Alabama abortion ban bill igniting legal, political battles

May 15, 2019 12:45PM

By KIM CHANDLER Associated Press

MONTGOMERY, Ala. (AP) — Alabama lawmakers' vote to outlaw almost all abortions in the state is igniting a legal and political battle over what would be the most restrictive law in the country as conservatives aim to challenge the Supreme Court's 1973 decision that legalized abortion nationwide.

The legislation that would make performing an abortion at any stage of pregnancy, with almost no exceptions, a felony is now in the hands of the governor, who will decide whether to sign it into law. Even supporters anticipate that, if enacted, courts would block the legislation from taking effect as abortion opponents play a long-game legal strategy to try to give states control over abortion access.
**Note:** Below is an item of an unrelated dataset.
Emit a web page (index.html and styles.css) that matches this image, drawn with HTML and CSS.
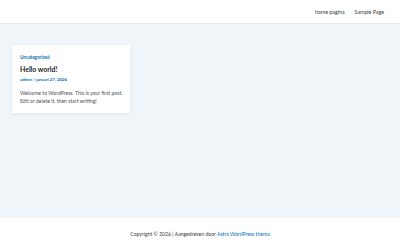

On Wednesday morning, abortion rights advocates urged Alabama Gov. Kay Ivey to reject the bill and vowed swift legal action if it is enacted.

"We are laser-focused on urging Gov. Kay Ivey to veto this dangerous bill. If she chooses not to, then we will take this to court and ensure that abortion remains safe and legal and accessible in the state of Alabama," said Staci Fox, president and CEO of Planned Parenthood Southeast.

In Alabama and other conservative states, anti-abortion politicians and activists emboldened by the addition of conservative justices to the U.S. Supreme Court hope to ignite legal fights and eventually overturn the landmark Roe v. Wade decision, putting an end to the constitutional right to abortion.

Ivey has not commented on the bill passed Tuesday night, but the Republican fixture in Alabama has long identified as anti-abortion and the bill's sponsor, Rep. Terri Collins, said she expects her to sign the legislation.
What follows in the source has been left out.